··· GIVEN MATERIAL ···

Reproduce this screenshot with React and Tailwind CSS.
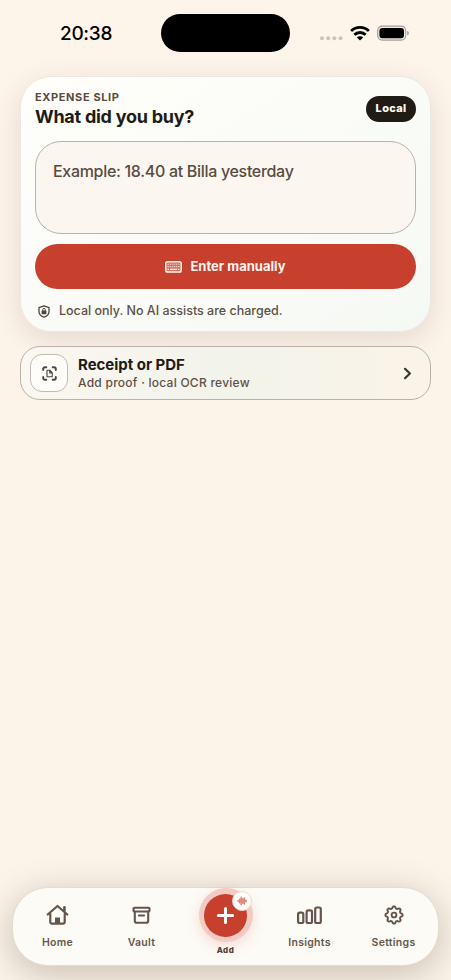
import React from 'react';

function StatusBar() {
  return (
    <header className="flex h-[77px] shrink-0 items-start pt-[14px]">
      <div className="w-[161px] pl-[60px] pt-[6px] text-[19px] leading-[28px] font-medium tracking-[-0.3px] text-black">20:38</div>
      <div className="h-[38px] w-[129px] rounded-full bg-black" />
      <div className="flex items-center pl-[29px] pt-[10px]">
        <svg width="25" height="18" viewBox="0 0 25 18" fill="#cbc4ba">
          <circle cx="3" cy="14.3" r="2" /><circle cx="9.2" cy="14.3" r="2" /><circle cx="15.4" cy="14.3" r="2" /><circle cx="21.5" cy="14.3" r="2" />
        </svg>
        <svg className="ml-[6px]" width="20" height="18" viewBox="0 0 20 18" fill="none" stroke="#000" strokeWidth="2.8">
          <path d="M1.1 7.1a12.7 12.7 0 0 1 17.8 0" />
          <path d="M4.4 10.8a8 8 0 0 1 11.2 0" />
          <path d="M10 16.6 6.9 13.6a4.3 4.3 0 0 1 6.2 0Z" fill="#000" stroke="none" />
        </svg>
        <svg className="ml-[7px]" width="33" height="18" viewBox="0 0 33 18">
          <rect x=".7" y="2.1" width="28" height="14" rx="4.5" fill="#f1eae1" stroke="#a39d95" strokeWidth="1.1" />
          <rect x="2.4" y="3.9" width="24.6" height="10.4" rx="3" fill="#000" />
          <path d="M30.2 6.8c2.2.8 2.2 3.8 0 4.6Z" fill="#a39d95" />
        </svg>
      </div>
    </header>
  );
}

const KEY_COLUMNS = [3.3, 5.4, 7.5, 9.6, 11.7, 13.8];

function KeyboardIcon() {
  return (
    <svg width="17" height="12" viewBox="0 0 17 12" fill="none" stroke="#fff5ef">
      <rect x=".75" y=".75" width="15.5" height="10.3" rx="1.8" strokeWidth="1.5" fill="#d66f60" />
      {KEY_COLUMNS.map((x) => (
        <g key={x} strokeWidth="1.1" opacity=".65">
          <path d={`M${x - 0.7} 3.3h1.4M${x - 0.7} 5.6h1.4`} />
        </g>
      ))}
      <path d="M2.6 8.4h1.5M5 8.4h7M12.9 8.4h1.5" strokeWidth="1.2" />
    </svg>
  );
}

function ShieldLockIcon() {
  return (
    <svg width="12" height="13" viewBox="0 0 12 13" fill="none" stroke="#4d443c" strokeWidth="1.3" strokeLinejoin="round">
      <path d="M6 .8 11 2.6v4.1c0 2.6-2 4.3-5 5.5C3 11 1 9.3 1 6.7V2.6Z" />
      <rect x="3.6" y="5.4" width="4.8" height="3.9" rx=".7" fill="#4d443c" stroke="none" />
      <path d="M4.7 5.8V4.7a1.3 1.3 0 0 1 2.6 0v1.1" strokeWidth="1" />
    </svg>
  );
}

function ScanDocIcon() {
  return (
    <svg width="15" height="15" viewBox="0 0 15 15" fill="none" stroke="#4d443c" strokeLinecap="round" strokeLinejoin="round">
      <path d="M1.2 4V3A1.8 1.8 0 0 1 3 1.2h1.3M10.7 1.2H12A1.8 1.8 0 0 1 13.8 3v1M13.8 11v1a1.8 1.8 0 0 1-1.8 1.8h-1.3M4.3 13.8H3A1.8 1.8 0 0 1 1.2 12v-1" strokeWidth="1.9" />
      <path d="M5 4.2h2.8l2.4 2.4v4.2H5Z M7.7 4.4V6.9H10" strokeWidth="1.1" />
    </svg>
  );
}

function ExpenseCard() {
  return (
    <section className="h-[256px] rounded-[31px] border border-[#ebe8e1] bg-linear-to-br from-[#fffefa] to-[#f5f9f4] px-[14px] pt-[12px] shadow-[0_8px_28px_rgba(100,60,55,0.14)]">
      <div className="flex h-[52px] items-start justify-between">
        <div>
          <p className="pt-[1px] text-[11px] leading-[14px] font-bold tracking-[0.62px] text-[#5b4a40]">EXPENSE SLIP</p>
          <h1 className="mt-[1px] whitespace-nowrap text-[18px] leading-[24px] font-bold tracking-[-0.26px] text-[#211b16]">What did you buy?</h1>
        </div>
        <span className="mt-[7px] flex h-[26px] w-[50px] items-center justify-center rounded-full bg-[#211b16] pb-px text-[11px] font-extrabold tracking-[0.3px] text-[#fffaf4]">Local</span>
      </div>
      <div className="h-[93px] rounded-[26px] border border-[#b9b2aa] bg-[#fbf6f0] px-[17px] pt-[17px] text-[16px] leading-[24px] font-medium tracking-[-0.31px] text-[#574c42]">
        Example: 18.40 at Billa yesterday
      </div>
      <button className="mt-[10px] flex h-[45px] w-full items-center justify-center gap-[8px] rounded-full bg-[#c73f2d] text-[13px] font-bold tracking-[0.02px] text-[#fff5ef]">
        <KeyboardIcon />
        <span>Enter manually</span>
      </button>
      <div className="mt-[13px] flex items-center gap-[9px] pl-[3px] text-[12.5px] leading-[18px] font-medium text-[#5d5146]">
        <ShieldLockIcon />
        <span className="whitespace-nowrap">Local only. No AI assists are charged.</span>
      </div>
    </section>
  );
}

function ReceiptRow() {
  return (
    <button className="mt-[14px] flex h-[54px] items-center rounded-[20px] border border-[#bab1a7] bg-linear-to-r from-[#fbf7f1] via-[#f2f3eb] to-[#fbf3e8] pl-[9px] pr-[18px] text-left">
      <span className="flex size-[38px] items-center justify-center rounded-[12px] border border-[#c1bbb3] bg-[#fefdf9]">
        <ScanDocIcon />
      </span>
      <span className="ml-[10px] flex flex-1 flex-col">
        <span className="text-[15px] leading-[19px] font-bold tracking-[-0.02px] text-[#211b16]">Receipt or PDF</span>
        <span className="text-[12px] leading-[17px] font-medium tracking-[0.26px] text-[#5d5146]">Add proof · local OCR review</span>
      </span>
      <svg width="9" height="13" viewBox="0 0 9 13" fill="none" stroke="#3e352d" strokeWidth="2.2" strokeLinecap="round" strokeLinejoin="round">
        <path d="m2 1.800 4.900 4.700L2 11.200" />
      </svg>
    </button>
  );
}

function HomeIcon() {
  return (
    <svg width="24" height="22" viewBox="0 0 24 22" fill="none" stroke="#64564b" strokeWidth="2.2" strokeLinecap="round" strokeLinejoin="round">
      <path d="M1.7 10.5 11.5 2l9.8 8.5M4.3 10v8.3a1.3 1.3 0 0 0 1.3 1.3h11.8a1.3 1.3 0 0 0 1.3-1.3V10" />
      <path d="M18.4 6.8V3.3" strokeWidth="2.6" />
      <path d="M9 19.5v-6h5v6Z" fill="#64564b" stroke="none" />
    </svg>
  );
}

function VaultIcon() {
  return (
    <svg width="20" height="19" viewBox="0 0 20 19" fill="none" stroke="#64564b" strokeWidth="2.1" strokeLinecap="round" strokeLinejoin="round">
      <rect x="1.5" y="1.7" width="16" height="3.8" rx="1" />
      <path d="M2.8 5.7v9a2.1 2.1 0 0 0 2.1 2.1h9.2a2.1 2.1 0 0 0 2.1-2.1v-9M7 9.5h5" />
    </svg>
  );
}

function InsightsIcon() {
  return (
    <svg width="26" height="19" viewBox="0 0 26 19" fill="none" stroke="#64564b" strokeWidth="2.2">
      <rect x="1.1" y="6.700" width="5.2" height="10.300" rx="1.6" />
      <rect x="9.6" y="4.300" width="5.400" height="12.700" rx="1.6" />
      <rect x="18.200" y="1.500" width="5.600" height="15.500" rx="1.6" />
    </svg>
  );
}

// Eight rounded teeth: the radius swells and shrinks once per tooth.
const GEAR_PATH = Array.from({ length: 97 }, (_, i) => {
  const angle = (i / 96) * Math.PI * 2;
  const radius = 7.65 + 1.05 * Math.tanh(1.6 * Math.cos(angle * 8));
  const x = 10 + radius * Math.sin(angle);
  const y = 10 - radius * Math.cos(angle);
  return `${i ? 'L' : 'M'}${x.toFixed(2)} ${y.toFixed(2)}`;
}).join('') + 'Z';

function SettingsIcon() {
  return (
    <svg width="20" height="20" viewBox="0 0 20 20" fill="none" stroke="#64564b" strokeWidth="1.9" strokeLinejoin="round">
      <path d={GEAR_PATH} />
      <circle cx="10" cy="10" r="2.4" />
    </svg>
  );
}

function NavItem({ icon, label }) {
  return (
    <button className="flex w-[84px] flex-col items-center pt-[15px]">
      <span className="flex h-[24px] items-center justify-center">{icon}</span>
      <span className="mt-[9px] text-[10.5px] leading-[14px] font-semibold tracking-[0.28px] text-[#64564b]">{label}</span>
    </button>
  );
}

function AddItem() {
  return (
    <button className="flex w-[84px] flex-col items-center">
      <span className="relative flex size-[54px] items-center justify-center rounded-full bg-[#f1cbc4] shadow-[0_4px_14px_rgba(199,63,45,0.17)]">
        <span className="flex size-[43px] items-center justify-center rounded-full bg-[#c73f2d]">
          <svg width="19" height="19" viewBox="0 0 19 19" stroke="#fffaf5" strokeWidth="3" strokeLinecap="round">
            <path d="M9.5 2.4v14.2M2.4 9.5h14.2" />
          </svg>
        </span>
        <span className="absolute left-[33px] top-[3px] flex size-[20px] items-center justify-center rounded-full border border-[#f5d8d1] bg-[#fffdfa]">
          <svg width="10" height="10" viewBox="0 0 10 10" stroke="#dd8475" strokeWidth="1.5" strokeLinecap="round">
            <path d="M1 4.7v.6M2.6 3.3v3.4M4.2 1.3v7.4M5.8 2.7v4.6M7.4 2v6M9 4.2v1.6" />
          </svg>
        </span>
      </span>
      <span className="mt-[3px] text-[8px] leading-[10px] font-extrabold tracking-[0.5px] text-[#4d4138]">Add</span>
    </button>
  );
}

export default function App() {
  return (
    <div className="flex h-[980px] w-[451px] flex-col overflow-hidden bg-linear-to-b from-[#fdf4ea] to-[#fbf4e9] font-['Inter','Liberation_Sans',sans-serif]">
      <StatusBar />
      <main className="mx-[20px] -mt-px flex flex-1 flex-col">
        <ExpenseCard />
        <ReceiptRow />
      </main>
      <nav className="mx-[12px] mb-[14px] flex h-[79px] shrink-0 justify-center rounded-[36px] border border-[#e2dcd2] bg-[#fdfbf6] shadow-[0_8px_36px_rgba(75,50,35,0.28)]">
        <NavItem icon={<HomeIcon />} label="Home" />
        <NavItem icon={<VaultIcon />} label="Vault" />
        <AddItem />
        <NavItem icon={<InsightsIcon />} label="Insights" />
        <NavItem icon={<SettingsIcon />} label="Settings" />
      </nav>
    </div>
  );
}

···

» STATED PROBLEM
Your task is to reproduce exactly the lines from the start of the data above through the line containing "import React from 'react';", leaving every picture out.

» WRITTEN RESPONSE
Reproduce this screenshot with React and Tailwind CSS.
import React from 'react';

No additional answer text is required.